The Architecture of Electronic Behavior
The Electronic Metamaterials Laboratory is at the forefront of engineering artificial matter where electronic functionality emerges from deliberate structural design. Our vision transcends the constraints of natural lattices, using nanoscale architecturation to create tailored electronic responses. By bridging fundamental condensed matter physics with innovative engineering, we pioneer materials for quantum sensing, neuromorphic technologies, and adaptive electronic environments.
Research Areas
We redefine electronic matter not by its composition alone, but by the deliberate design of its geometry. Our laboratory investigates the fundamental limits of electronic control through nanoscale metamaterial architectures, enabling response and functionality previously unattainable in natural solids.
Quantum-Confined Metamaterials
Designing quantum-confined materials and heterostructures where strain, interfaces, and dimensionality enable tunable electronic, optical, and transport properties.
- Quantum dot assemblies
- Strain engineering in low dimensional systems
- 2D Metals
Metasurfaces for EMI shielding
Designing metasurfaces with tailored electromagnetic responses to achieve lightweight, broadband, and efficient electromagnetic interference (EMI) shielding.
- Tunable and adaptive shielding
- Broadband Signal Absorption
Neuromorphic Hardware Materials
Designing material-level intelligence for decentralized edge computing inspired by synaptic connectivity pathways.
- Nanowire based Memristive Network Architectures
- Synaptic Plastic Metamaterials
- In-Memory Logic Systems
Functional Materials for Hardware Security
Leveraging material-level randomness and nonlinear transport to realize secure, device-unique electronic signatures
- Secure identification and authentication hardware
- Material fingerprints for cyber security
Our Methodological Arsenal
From fundamental physics to functional devices, we integrate theory, simulation, and experimental implementation to engineer next-generation electronic systems.

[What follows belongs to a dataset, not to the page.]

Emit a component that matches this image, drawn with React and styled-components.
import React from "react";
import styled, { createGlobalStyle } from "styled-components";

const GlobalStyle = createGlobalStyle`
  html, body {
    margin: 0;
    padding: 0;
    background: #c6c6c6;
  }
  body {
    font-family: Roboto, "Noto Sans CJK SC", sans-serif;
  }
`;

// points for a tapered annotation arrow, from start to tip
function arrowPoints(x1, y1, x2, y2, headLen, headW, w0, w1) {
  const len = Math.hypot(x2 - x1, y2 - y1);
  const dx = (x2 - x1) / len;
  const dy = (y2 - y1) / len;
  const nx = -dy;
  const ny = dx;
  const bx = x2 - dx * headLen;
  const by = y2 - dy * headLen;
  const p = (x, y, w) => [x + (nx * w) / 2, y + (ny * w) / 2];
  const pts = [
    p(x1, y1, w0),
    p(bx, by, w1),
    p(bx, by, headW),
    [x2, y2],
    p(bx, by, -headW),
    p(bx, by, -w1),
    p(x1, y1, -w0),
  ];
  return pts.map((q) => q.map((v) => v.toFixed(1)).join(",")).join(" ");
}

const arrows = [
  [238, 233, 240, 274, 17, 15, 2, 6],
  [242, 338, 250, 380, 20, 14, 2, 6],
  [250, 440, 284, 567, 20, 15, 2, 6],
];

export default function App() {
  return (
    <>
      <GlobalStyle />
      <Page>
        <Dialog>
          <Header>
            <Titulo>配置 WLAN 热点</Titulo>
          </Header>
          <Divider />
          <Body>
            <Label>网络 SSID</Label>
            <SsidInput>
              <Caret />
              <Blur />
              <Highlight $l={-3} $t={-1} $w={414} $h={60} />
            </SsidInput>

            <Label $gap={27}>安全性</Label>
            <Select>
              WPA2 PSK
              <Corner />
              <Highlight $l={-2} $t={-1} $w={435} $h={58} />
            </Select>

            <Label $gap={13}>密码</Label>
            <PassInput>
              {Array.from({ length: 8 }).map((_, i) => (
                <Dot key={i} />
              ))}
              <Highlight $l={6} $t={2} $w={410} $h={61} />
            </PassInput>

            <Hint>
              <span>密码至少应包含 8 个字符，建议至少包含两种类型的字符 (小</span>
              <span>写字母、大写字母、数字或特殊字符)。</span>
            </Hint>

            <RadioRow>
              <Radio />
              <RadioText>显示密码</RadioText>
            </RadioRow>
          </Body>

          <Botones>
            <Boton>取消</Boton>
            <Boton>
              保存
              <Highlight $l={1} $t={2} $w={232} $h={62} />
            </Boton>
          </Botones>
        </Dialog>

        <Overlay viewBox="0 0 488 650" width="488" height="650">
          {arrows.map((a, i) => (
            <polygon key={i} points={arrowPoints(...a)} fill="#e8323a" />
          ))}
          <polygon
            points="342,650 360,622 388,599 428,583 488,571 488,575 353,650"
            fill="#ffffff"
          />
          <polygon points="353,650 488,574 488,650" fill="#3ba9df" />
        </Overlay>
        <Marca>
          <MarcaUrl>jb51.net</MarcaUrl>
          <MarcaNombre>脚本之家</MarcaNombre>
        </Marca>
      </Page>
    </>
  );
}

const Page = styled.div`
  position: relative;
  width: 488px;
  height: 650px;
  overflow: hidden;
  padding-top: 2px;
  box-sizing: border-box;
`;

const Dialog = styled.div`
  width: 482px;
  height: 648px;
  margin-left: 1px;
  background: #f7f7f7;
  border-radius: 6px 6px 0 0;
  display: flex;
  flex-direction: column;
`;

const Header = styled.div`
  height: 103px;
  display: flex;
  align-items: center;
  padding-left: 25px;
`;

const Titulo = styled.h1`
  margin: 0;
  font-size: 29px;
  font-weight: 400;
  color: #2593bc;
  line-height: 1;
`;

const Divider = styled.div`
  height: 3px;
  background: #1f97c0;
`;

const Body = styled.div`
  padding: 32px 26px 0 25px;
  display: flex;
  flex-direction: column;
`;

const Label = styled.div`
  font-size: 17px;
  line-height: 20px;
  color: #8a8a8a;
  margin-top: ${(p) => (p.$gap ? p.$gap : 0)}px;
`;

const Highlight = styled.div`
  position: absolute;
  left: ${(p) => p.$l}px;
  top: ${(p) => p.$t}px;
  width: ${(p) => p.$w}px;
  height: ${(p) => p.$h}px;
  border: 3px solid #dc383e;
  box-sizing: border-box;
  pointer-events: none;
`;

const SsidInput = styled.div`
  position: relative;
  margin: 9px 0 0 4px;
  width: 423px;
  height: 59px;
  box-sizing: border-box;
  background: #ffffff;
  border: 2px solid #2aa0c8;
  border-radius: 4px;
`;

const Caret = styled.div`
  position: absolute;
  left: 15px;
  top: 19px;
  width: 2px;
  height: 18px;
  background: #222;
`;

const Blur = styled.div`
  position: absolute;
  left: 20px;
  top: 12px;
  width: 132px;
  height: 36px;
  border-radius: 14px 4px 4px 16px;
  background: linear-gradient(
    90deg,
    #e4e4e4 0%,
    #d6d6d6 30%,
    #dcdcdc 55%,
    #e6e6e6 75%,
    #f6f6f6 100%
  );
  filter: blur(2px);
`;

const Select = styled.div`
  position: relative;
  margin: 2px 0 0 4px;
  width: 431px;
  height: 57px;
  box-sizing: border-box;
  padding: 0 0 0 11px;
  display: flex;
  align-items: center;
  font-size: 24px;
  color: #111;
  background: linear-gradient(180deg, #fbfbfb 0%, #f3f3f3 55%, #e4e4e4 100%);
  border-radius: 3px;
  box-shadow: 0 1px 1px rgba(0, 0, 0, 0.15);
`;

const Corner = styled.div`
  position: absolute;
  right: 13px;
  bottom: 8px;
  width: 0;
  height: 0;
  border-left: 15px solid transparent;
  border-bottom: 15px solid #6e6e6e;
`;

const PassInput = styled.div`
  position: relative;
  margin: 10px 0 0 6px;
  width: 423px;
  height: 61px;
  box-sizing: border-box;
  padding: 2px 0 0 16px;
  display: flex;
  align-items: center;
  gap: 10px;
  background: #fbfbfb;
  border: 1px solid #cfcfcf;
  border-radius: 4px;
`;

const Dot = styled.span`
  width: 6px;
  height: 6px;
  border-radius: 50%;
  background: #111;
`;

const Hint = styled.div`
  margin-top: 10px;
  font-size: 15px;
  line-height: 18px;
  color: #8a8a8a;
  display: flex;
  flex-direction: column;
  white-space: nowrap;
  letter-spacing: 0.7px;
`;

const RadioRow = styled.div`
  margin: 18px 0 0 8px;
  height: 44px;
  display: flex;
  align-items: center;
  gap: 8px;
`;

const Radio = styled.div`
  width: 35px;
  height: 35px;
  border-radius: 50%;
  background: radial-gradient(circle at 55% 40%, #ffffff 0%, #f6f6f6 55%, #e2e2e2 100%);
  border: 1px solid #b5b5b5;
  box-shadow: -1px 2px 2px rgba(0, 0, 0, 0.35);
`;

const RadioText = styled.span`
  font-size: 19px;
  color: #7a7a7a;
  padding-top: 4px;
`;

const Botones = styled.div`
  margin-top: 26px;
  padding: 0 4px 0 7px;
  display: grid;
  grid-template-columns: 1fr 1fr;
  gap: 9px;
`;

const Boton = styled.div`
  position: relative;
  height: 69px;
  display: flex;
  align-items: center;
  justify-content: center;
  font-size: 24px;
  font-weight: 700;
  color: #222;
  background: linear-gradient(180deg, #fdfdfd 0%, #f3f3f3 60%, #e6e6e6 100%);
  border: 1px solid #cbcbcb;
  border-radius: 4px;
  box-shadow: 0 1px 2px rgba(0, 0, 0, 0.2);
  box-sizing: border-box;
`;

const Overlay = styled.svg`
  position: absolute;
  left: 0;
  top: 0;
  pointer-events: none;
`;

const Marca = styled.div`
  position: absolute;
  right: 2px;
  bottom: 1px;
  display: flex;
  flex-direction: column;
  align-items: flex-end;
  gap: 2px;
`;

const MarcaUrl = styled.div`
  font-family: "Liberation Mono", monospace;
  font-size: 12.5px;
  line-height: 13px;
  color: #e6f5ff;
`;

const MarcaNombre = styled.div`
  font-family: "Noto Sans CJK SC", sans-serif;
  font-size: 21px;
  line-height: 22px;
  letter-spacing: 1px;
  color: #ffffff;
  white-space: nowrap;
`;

Theoretical Modeling & Simulation
We use first-principles (DFT) and multiphysics simulations (COMSOL) to investigate electronic properties of multi-scale, nanostructured and low-dimensional material systems.
Low Temperature Electronic Measurements
Probing charge transport and emergent phenomena in materials under cryogenic conditions to reveal intrinsic electronic behavior.
Device Fabrication & Characterization
Translating material properties into functional devices through fabrication and characterization, with hands-on exposure to cleanroom processes.
Nanomaterial synthesis & Fabrication
Utilizing electron beam lithography and material growth strategies to realize nanoscale architectures with controlled functionality.